### Problem description
Give an exact copy of every line, leaving images out.

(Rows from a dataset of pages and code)
--------------------------------------------------

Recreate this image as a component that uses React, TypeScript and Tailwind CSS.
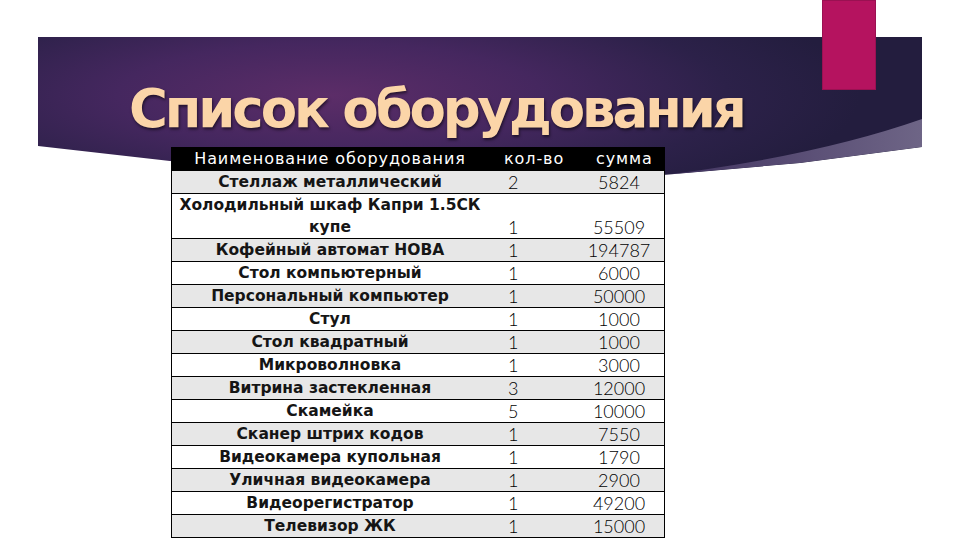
const rows: { name: string[]; qty: string; sum: string }[] = [
  { name: ['Стеллаж металлический'], qty: '2', sum: '5824' },
  { name: ['Холодильный шкаф Капри 1.5СК', 'купе'], qty: '1', sum: '55509' },
  { name: ['Кофейный автомат НОВА'], qty: '1', sum: '194787' },
  { name: ['Стол компьютерный'], qty: '1', sum: '6000' },
  { name: ['Персональный компьютер'], qty: '1', sum: '50000' },
  { name: ['Стул'], qty: '1', sum: '1000' },
  { name: ['Стол квадратный'], qty: '1', sum: '1000' },
  { name: ['Микроволновка'], qty: '1', sum: '3000' },
  { name: ['Витрина застекленная'], qty: '3', sum: '12000' },
  { name: ['Скамейка'], qty: '5', sum: '10000' },
  { name: ['Сканер штрих кодов'], qty: '1', sum: '7550' },
  { name: ['Видеокамера купольная'], qty: '1', sum: '1790' },
  { name: ['Уличная видеокамера'], qty: '1', sum: '2900' },
  { name: ['Видеорегистратор'], qty: '1', sum: '49200' },
  { name: ['Телевизор ЖК'], qty: '1', sum: '15000' },
]

export default function App() {
  return (
    <div className="relative h-[540px] w-[960px] overflow-hidden bg-white font-['DejaVu_Sans',sans-serif]">
      {/* banner */}
      <div className="absolute left-[38px] top-[37px] h-[146px] w-[884px] bg-[radial-gradient(ellipse_60%_90%_at_33%_40%,#5c2d68_0%,#45275f_40%,#2c2149_75%,#231d3e_100%)] [clip-path:polygon(0_0,884px_0,884px_110px,762px_126px,625px_138px,382px_145px,132px_124px,0_109px)]">
        <svg className="absolute left-0 top-0" width="884" height="146" viewBox="0 0 884 146">
          <defs>
            <linearGradient id="sw" x1="0" y1="0" x2="1" y2="0">
              <stop offset="0" stopColor="#3b2c5a" />
              <stop offset="0.5" stopColor="#564a72" />
              <stop offset="1" stopColor="#6e6586" />
            </linearGradient>
          </defs>
          <path d="M600 141 Q 770 122 884 82 L 884 110 L 762 126 L 625 138 Z" fill="url(#sw)" />
        </svg>
      </div>
      <div className="absolute left-[822px] top-0 h-[90px] w-[54px] border border-[#9a1152] bg-[#b5135f]" />

      <div className="relative pl-[129px] pt-[79px]">
        <h1 className="h-[60px] text-[53px] font-bold leading-[60px] tracking-[-3.1px] text-[#fbd5a8] [text-shadow:1px_2px_3px_rgba(0,0,0,0.55)]">
          Список оборудования
        </h1>
      </div>

      <div className="relative ml-[171px] mt-[8px] w-[494px] border-x border-black text-[15.5px] leading-[23px]">
        <div className="grid h-[23px] grid-cols-[316px_88px_88px] bg-black text-[16px] tracking-[0.9px] text-white">
          <div className="text-center">Наименование оборудования</div>
          <div className="pl-[16px]">кол-во</div>
          <div className="pl-[20px]">сумма</div>
        </div>
        {rows.map((r, i) => (
          <div
            key={i}
            className={`grid grid-cols-[316px_88px_88px] items-end border-t border-black ${i % 2 === 0 ? 'bg-[#e7e7e7]' : 'bg-white'}`}
          >
            <div className="text-center font-bold text-[#151515]">
              {r.name.map((n) => (
                <div key={n} className="h-[22px] leading-[22px]">{n}</div>
              ))}
            </div>
            <div className="h-[22px] pl-[20px] font-['Lato',sans-serif] text-[18px] font-light leading-[22px] text-black">
              {r.qty}
            </div>
            <div className="h-[22px] pr-[2px] text-center font-['Lato',sans-serif] text-[18px] font-light leading-[22px] text-black">
              {r.sum}
            </div>
          </div>
        ))}
        <div className="border-t border-black" />
      </div>
    </div>
  )
}
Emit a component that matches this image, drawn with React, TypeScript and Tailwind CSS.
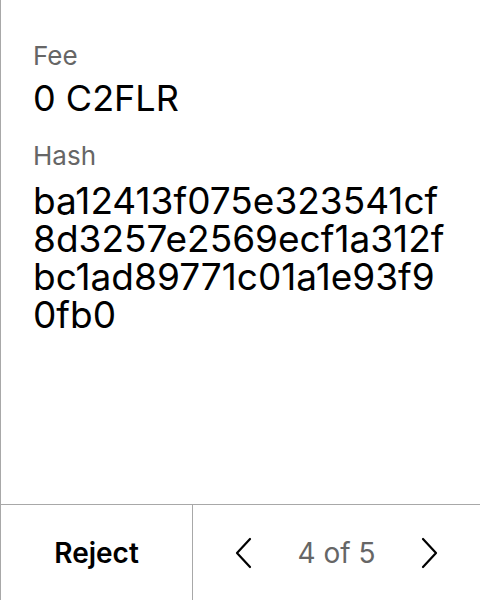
export default function App() {
  return (
    <div
      className="w-[480px] h-[600px] bg-white flex flex-col border-l border-[#a8a8a8] text-black"
      style={{ fontFamily: "Inter, 'Noto Sans', sans-serif" }}
    >
      <div className="flex-1 pl-8 pr-[31px] pt-[40px]">
        <div className="text-[26px] leading-8 text-[#666666]">Fee</div>
        <div className="text-[36px] leading-10 mt-1.5">0 C2FLR</div>
        <div className="text-[26px] leading-8 text-[#666666] mt-[22px]">Hash</div>
        <div className="text-[37px] leading-[38px] break-all mt-[10px]">
          ba12413f075e323541cf8d3257e2569ecf1a312fbc1ad89771c01a1e93f90fb0
        </div>
      </div>
      <div className="h-[96px] border-t border-[#a8a8a8] flex">
        <button className="w-[192px] border-r border-[#a8a8a8] text-[28px] font-semibold">
          Reject
        </button>
        <div className="flex-1 flex items-center justify-between px-[42px]">
          <svg width="17" height="32" viewBox="0 0 17 32" fill="none" stroke="black" strokeWidth="2.2" strokeLinecap="round" strokeLinejoin="round">
            <polyline points="15,2 2,16 15,30" />
          </svg>
          <span className="text-[28px] text-[#666666]">4 of 5</span>
          <svg width="17" height="32" viewBox="0 0 17 32" fill="none" stroke="black" strokeWidth="2.2" strokeLinecap="round" strokeLinejoin="round">
            <polyline points="2,2 15,16 2,30" />
          </svg>
        </div>
      </div>
    </div>
  );
}
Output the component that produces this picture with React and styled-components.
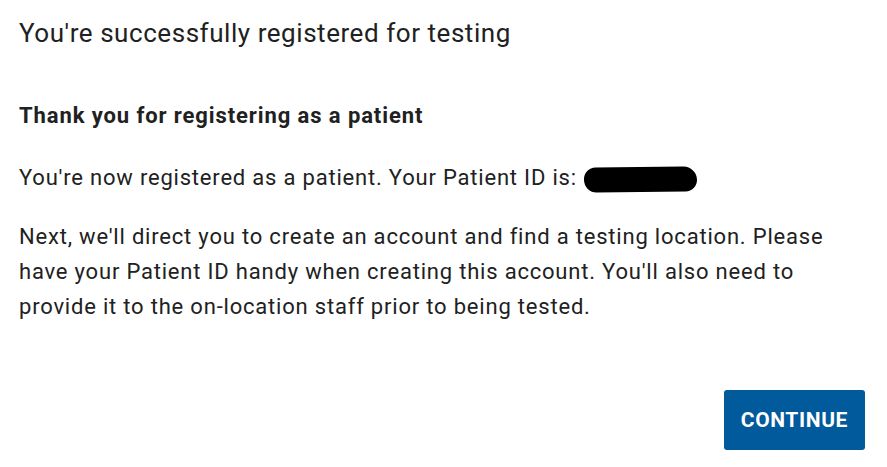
import React from "react";
import styled, { createGlobalStyle } from "styled-components";

const GlobalStyle = createGlobalStyle`
  html, body {
    margin: 0;
    padding: 0;
    background: #ffffff;
  }
  body {
    font-family: Roboto, "Liberation Sans", Arial, sans-serif;
    color: #212121;
  }
`;

const Dialog = styled.div`
  width: 887px;
  height: 467px;
  box-sizing: border-box;
  padding: 17px 22px 17px 19px;
  display: flex;
  flex-direction: column;
`;

const Title = styled.h1`
  margin: 0;
  font-size: 26px;
  font-weight: 400;
  line-height: 32px;
  letter-spacing: 0.55px;
  color: #212121;
`;

const Body = styled.div`
  flex: 1;
  padding-top: 52px;
`;

const Heading = styled.h2`
  margin: 0 0 29px;
  font-size: 22px;
  font-weight: 700;
  line-height: 30px;
  letter-spacing: 0.9px;
`;

const Text = styled.p`
  margin: 0 0 ${(p) => p.$gap || 0}px;
  font-size: 22px;
  line-height: 35px;
  letter-spacing: 0.8px;
  color: #212121;
`;

const Redacted = styled.span`
  display: inline-block;
  vertical-align: middle;
  width: 113px;
  height: 25px;
  margin-left: 7px;
  background: #000;
  border-radius: 12px 14px 12px 13px;
  transform: rotate(-0.6deg);
`;

const Actions = styled.div`
  display: flex;
  justify-content: flex-end;
`;

const Button = styled.button`
  height: 60px;
  padding: 0 17px;
  border: none;
  border-radius: 3px;
  background: #005a9c;
  color: #ffffff;
  font-family: Roboto, "Liberation Sans", Arial, sans-serif;
  font-size: 21px;
  font-weight: 700;
  letter-spacing: 0.6px;
  cursor: pointer;
`;

export default function App() {
  return (
    <>
      <GlobalStyle />
      <Dialog>
        <Title>You're successfully registered for testing</Title>
        <Body>
          <Heading>Thank you for registering as a patient</Heading>
          <Text $gap={24}>
            You're now registered as a patient. Your Patient ID is:
            <Redacted aria-label="Patient ID hidden" />
          </Text>
          <Text>
            Next, we'll direct you to create an account and find a testing
            location. Please have your Patient ID handy when creating this
            account. You'll also need to provide it to the on-location staff
            prior to being tested.
          </Text>
        </Body>
        <Actions>
          <Button>CONTINUE</Button>
        </Actions>
      </Dialog>
    </>
  );
}
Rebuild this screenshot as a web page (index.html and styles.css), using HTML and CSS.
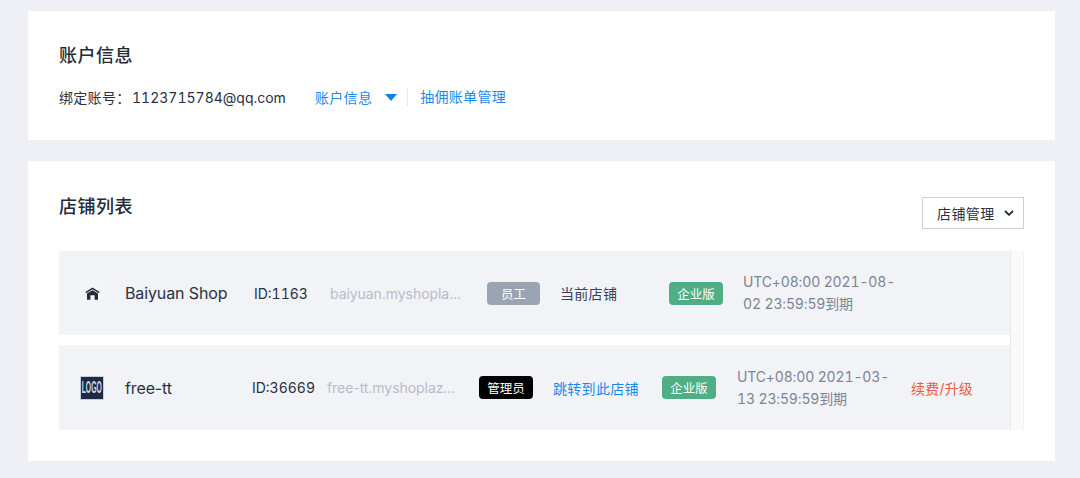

--------------------------------------------------

### Complete answer
Recreate this image as a component that uses React, TypeScript and Tailwind CSS.
const rows: { name: string[]; qty: string; sum: string }[] = [
  { name: ['Стеллаж металлический'], qty: '2', sum: '5824' },
  { name: ['Холодильный шкаф Капри 1.5СК', 'купе'], qty: '1', sum: '55509' },
  { name: ['Кофейный автомат НОВА'], qty: '1', sum: '194787' },
  { name: ['Стол компьютерный'], qty: '1', sum: '6000' },
  { name: ['Персональный компьютер'], qty: '1', sum: '50000' },
  { name: ['Стул'], qty: '1', sum: '1000' },
  { name: ['Стол квадратный'], qty: '1', sum: '1000' },
  { name: ['Микроволновка'], qty: '1', sum: '3000' },
  { name: ['Витрина застекленная'], qty: '3', sum: '12000' },
  { name: ['Скамейка'], qty: '5', sum: '10000' },
  { name: ['Сканер штрих кодов'], qty: '1', sum: '7550' },
  { name: ['Видеокамера купольная'], qty: '1', sum: '1790' },
  { name: ['Уличная видеокамера'], qty: '1', sum: '2900' },
  { name: ['Видеорегистратор'], qty: '1', sum: '49200' },
  { name: ['Телевизор ЖК'], qty: '1', sum: '15000' },
]

export default function App() {
  return (
    <div className="relative h-[540px] w-[960px] overflow-hidden bg-white font-['DejaVu_Sans',sans-serif]">
      {/* banner */}
      <div className="absolute left-[38px] top-[37px] h-[146px] w-[884px] bg-[radial-gradient(ellipse_60%_90%_at_33%_40%,#5c2d68_0%,#45275f_40%,#2c2149_75%,#231d3e_100%)] [clip-path:polygon(0_0,884px_0,884px_110px,762px_126px,625px_138px,382px_145px,132px_124px,0_109px)]">
        <svg className="absolute left-0 top-0" width="884" height="146" viewBox="0 0 884 146">
          <defs>
            <linearGradient id="sw" x1="0" y1="0" x2="1" y2="0">
              <stop offset="0" stopColor="#3b2c5a" />
              <stop offset="0.5" stopColor="#564a72" />
              <stop offset="1" stopColor="#6e6586" />
            </linearGradient>
          </defs>
          <path d="M600 141 Q 770 122 884 82 L 884 110 L 762 126 L 625 138 Z" fill="url(#sw)" />
        </svg>
      </div>
      <div className="absolute left-[822px] top-0 h-[90px] w-[54px] border border-[#9a1152] bg-[#b5135f]" />

      <div className="relative pl-[129px] pt-[79px]">
        <h1 className="h-[60px] text-[53px] font-bold leading-[60px] tracking-[-3.1px] text-[#fbd5a8] [text-shadow:1px_2px_3px_rgba(0,0,0,0.55)]">
          Список оборудования
        </h1>
      </div>

      <div className="relative ml-[171px] mt-[8px] w-[494px] border-x border-black text-[15.5px] leading-[23px]">
        <div className="grid h-[23px] grid-cols-[316px_88px_88px] bg-black text-[16px] tracking-[0.9px] text-white">
          <div className="text-center">Наименование оборудования</div>
          <div className="pl-[16px]">кол-во</div>
          <div className="pl-[20px]">сумма</div>
        </div>
        {rows.map((r, i) => (
          <div
            key={i}
            className={`grid grid-cols-[316px_88px_88px] items-end border-t border-black ${i % 2 === 0 ? 'bg-[#e7e7e7]' : 'bg-white'}`}
          >
            <div className="text-center font-bold text-[#151515]">
              {r.name.map((n) => (
                <div key={n} className="h-[22px] leading-[22px]">{n}</div>
              ))}
            </div>
            <div className="h-[22px] pl-[20px] font-['Lato',sans-serif] text-[18px] font-light leading-[22px] text-black">
              {r.qty}
            </div>
            <div className="h-[22px] pr-[2px] text-center font-['Lato',sans-serif] text-[18px] font-light leading-[22px] text-black">
              {r.sum}
            </div>
          </div>
        ))}
        <div className="border-t border-black" />
      </div>
    </div>
  )
}
Emit a component that matches this image, drawn with React, TypeScript and Tailwind CSS.
export default function App() {
  return (
    <div
      className="w-[480px] h-[600px] bg-white flex flex-col border-l border-[#a8a8a8] text-black"
      style={{ fontFamily: "Inter, 'Noto Sans', sans-serif" }}
    >
      <div className="flex-1 pl-8 pr-[31px] pt-[40px]">
        <div className="text-[26px] leading-8 text-[#666666]">Fee</div>
        <div className="text-[36px] leading-10 mt-1.5">0 C2FLR</div>
        <div className="text-[26px] leading-8 text-[#666666] mt-[22px]">Hash</div>
        <div className="text-[37px] leading-[38px] break-all mt-[10px]">
          ba12413f075e323541cf8d3257e2569ecf1a312fbc1ad89771c01a1e93f90fb0
        </div>
      </div>
      <div className="h-[96px] border-t border-[#a8a8a8] flex">
        <button className="w-[192px] border-r border-[#a8a8a8] text-[28px] font-semibold">
          Reject
        </button>
        <div className="flex-1 flex items-center justify-between px-[42px]">
          <svg width="17" height="32" viewBox="0 0 17 32" fill="none" stroke="black" strokeWidth="2.2" strokeLinecap="round" strokeLinejoin="round">
            <polyline points="15,2 2,16 15,30" />
          </svg>
          <span className="text-[28px] text-[#666666]">4 of 5</span>
          <svg width="17" height="32" viewBox="0 0 17 32" fill="none" stroke="black" strokeWidth="2.2" strokeLinecap="round" strokeLinejoin="round">
            <polyline points="2,2 15,16 2,30" />
          </svg>
        </div>
      </div>
    </div>
  );
}
Output the component that produces this picture with React and styled-components.
import React from "react";
import styled, { createGlobalStyle } from "styled-components";

const GlobalStyle = createGlobalStyle`
  html, body {
    margin: 0;
    padding: 0;
    background: #ffffff;
  }
  body {
    font-family: Roboto, "Liberation Sans", Arial, sans-serif;
    color: #212121;
  }
`;

const Dialog = styled.div`
  width: 887px;
  height: 467px;
  box-sizing: border-box;
  padding: 17px 22px 17px 19px;
  display: flex;
  flex-direction: column;
`;

const Title = styled.h1`
  margin: 0;
  font-size: 26px;
  font-weight: 400;
  line-height: 32px;
  letter-spacing: 0.55px;
  color: #212121;
`;

const Body = styled.div`
  flex: 1;
  padding-top: 52px;
`;

const Heading = styled.h2`
  margin: 0 0 29px;
  font-size: 22px;
  font-weight: 700;
  line-height: 30px;
  letter-spacing: 0.9px;
`;

const Text = styled.p`
  margin: 0 0 ${(p) => p.$gap || 0}px;
  font-size: 22px;
  line-height: 35px;
  letter-spacing: 0.8px;
  color: #212121;
`;

const Redacted = styled.span`
  display: inline-block;
  vertical-align: middle;
  width: 113px;
  height: 25px;
  margin-left: 7px;
  background: #000;
  border-radius: 12px 14px 12px 13px;
  transform: rotate(-0.6deg);
`;

const Actions = styled.div`
  display: flex;
  justify-content: flex-end;
`;

const Button = styled.button`
  height: 60px;
  padding: 0 17px;
  border: none;
  border-radius: 3px;
  background: #005a9c;
  color: #ffffff;
  font-family: Roboto, "Liberation Sans", Arial, sans-serif;
  font-size: 21px;
  font-weight: 700;
  letter-spacing: 0.6px;
  cursor: pointer;
`;

export default function App() {
  return (
    <>
      <GlobalStyle />
      <Dialog>
        <Title>You're successfully registered for testing</Title>
        <Body>
          <Heading>Thank you for registering as a patient</Heading>
          <Text $gap={24}>
            You're now registered as a patient. Your Patient ID is:
            <Redacted aria-label="Patient ID hidden" />
          </Text>
          <Text>
            Next, we'll direct you to create an account and find a testing
            location. Please have your Patient ID handy when creating this
            account. You'll also need to provide it to the on-location staff
            prior to being tested.
          </Text>
        </Body>
        <Actions>
          <Button>CONTINUE</Button>
        </Actions>
      </Dialog>
    </>
  );
}
Rebuild this screenshot as a web page (index.html and styles.css), using HTML and CSS.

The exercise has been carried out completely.